STATED GOAL –
Write the data out again exactly, dropping any images it holds.

— Start of PROVIDED MATERIAL —

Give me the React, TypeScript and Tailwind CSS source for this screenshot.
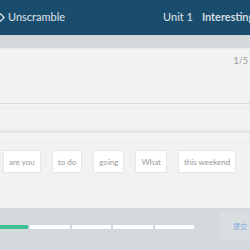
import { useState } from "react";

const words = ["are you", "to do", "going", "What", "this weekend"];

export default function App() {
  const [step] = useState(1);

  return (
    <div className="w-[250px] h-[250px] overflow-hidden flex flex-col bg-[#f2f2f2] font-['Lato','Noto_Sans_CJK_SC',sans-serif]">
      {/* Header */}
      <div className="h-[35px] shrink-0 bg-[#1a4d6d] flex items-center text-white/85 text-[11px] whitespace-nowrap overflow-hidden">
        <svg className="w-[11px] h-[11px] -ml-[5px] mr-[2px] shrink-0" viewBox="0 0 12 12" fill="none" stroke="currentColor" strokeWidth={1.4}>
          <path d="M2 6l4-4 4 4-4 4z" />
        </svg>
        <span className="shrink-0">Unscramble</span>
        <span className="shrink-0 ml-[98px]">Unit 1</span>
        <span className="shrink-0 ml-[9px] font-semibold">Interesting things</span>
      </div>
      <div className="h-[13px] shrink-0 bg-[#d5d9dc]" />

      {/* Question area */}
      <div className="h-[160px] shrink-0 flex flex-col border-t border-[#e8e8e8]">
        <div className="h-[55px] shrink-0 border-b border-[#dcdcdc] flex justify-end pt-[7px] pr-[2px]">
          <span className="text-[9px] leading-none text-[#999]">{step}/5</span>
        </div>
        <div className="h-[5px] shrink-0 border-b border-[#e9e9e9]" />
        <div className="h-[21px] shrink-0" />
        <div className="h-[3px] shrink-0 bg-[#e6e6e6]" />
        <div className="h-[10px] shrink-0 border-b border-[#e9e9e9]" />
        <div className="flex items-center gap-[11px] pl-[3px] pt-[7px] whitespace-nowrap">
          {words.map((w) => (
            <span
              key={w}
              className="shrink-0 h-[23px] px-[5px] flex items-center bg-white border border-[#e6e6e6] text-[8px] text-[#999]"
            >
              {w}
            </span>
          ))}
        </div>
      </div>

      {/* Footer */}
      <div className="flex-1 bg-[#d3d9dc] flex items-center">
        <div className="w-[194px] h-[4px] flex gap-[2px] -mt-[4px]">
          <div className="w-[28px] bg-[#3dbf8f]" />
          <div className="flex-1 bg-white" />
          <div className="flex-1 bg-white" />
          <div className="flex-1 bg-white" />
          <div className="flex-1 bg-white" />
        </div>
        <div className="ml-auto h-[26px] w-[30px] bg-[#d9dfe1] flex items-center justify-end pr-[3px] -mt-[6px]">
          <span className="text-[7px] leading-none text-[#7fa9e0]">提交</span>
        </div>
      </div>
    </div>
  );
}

— End of PROVIDED MATERIAL —

EXERCISE OUTPUT –
Give me the React, TypeScript and Tailwind CSS source for this screenshot.
import { useState } from "react";

const words = ["are you", "to do", "going", "What", "this weekend"];

export default function App() {
  const [step] = useState(1);

  return (
    <div className="w-[250px] h-[250px] overflow-hidden flex flex-col bg-[#f2f2f2] font-['Lato','Noto_Sans_CJK_SC',sans-serif]">
      {/* Header */}
      <div className="h-[35px] shrink-0 bg-[#1a4d6d] flex items-center text-white/85 text-[11px] whitespace-nowrap overflow-hidden">
        <svg className="w-[11px] h-[11px] -ml-[5px] mr-[2px] shrink-0" viewBox="0 0 12 12" fill="none" stroke="currentColor" strokeWidth={1.4}>
          <path d="M2 6l4-4 4 4-4 4z" />
        </svg>
        <span className="shrink-0">Unscramble</span>
        <span className="shrink-0 ml-[98px]">Unit 1</span>
        <span className="shrink-0 ml-[9px] font-semibold">Interesting things</span>
      </div>
      <div className="h-[13px] shrink-0 bg-[#d5d9dc]" />

      {/* Question area */}
      <div className="h-[160px] shrink-0 flex flex-col border-t border-[#e8e8e8]">
        <div className="h-[55px] shrink-0 border-b border-[#dcdcdc] flex justify-end pt-[7px] pr-[2px]">
          <span className="text-[9px] leading-none text-[#999]">{step}/5</span>
        </div>
        <div className="h-[5px] shrink-0 border-b border-[#e9e9e9]" />
        <div className="h-[21px] shrink-0" />
        <div className="h-[3px] shrink-0 bg-[#e6e6e6]" />
        <div className="h-[10px] shrink-0 border-b border-[#e9e9e9]" />
        <div className="flex items-center gap-[11px] pl-[3px] pt-[7px] whitespace-nowrap">
          {words.map((w) => (
            <span
              key={w}
              className="shrink-0 h-[23px] px-[5px] flex items-center bg-white border border-[#e6e6e6] text-[8px] text-[#999]"
            >
              {w}
            </span>
          ))}
        </div>
      </div>

      {/* Footer */}
      <div className="flex-1 bg-[#d3d9dc] flex items-center">
        <div className="w-[194px] h-[4px] flex gap-[2px] -mt-[4px]">
          <div className="w-[28px] bg-[#3dbf8f]" />
          <div className="flex-1 bg-white" />
          <div className="flex-1 bg-white" />
          <div className="flex-1 bg-white" />
          <div className="flex-1 bg-white" />
        </div>
        <div className="ml-auto h-[26px] w-[30px] bg-[#d9dfe1] flex items-center justify-end pr-[3px] -mt-[6px]">
          <span className="text-[7px] leading-none text-[#7fa9e0]">提交</span>
        </div>
      </div>
    </div>
  );
}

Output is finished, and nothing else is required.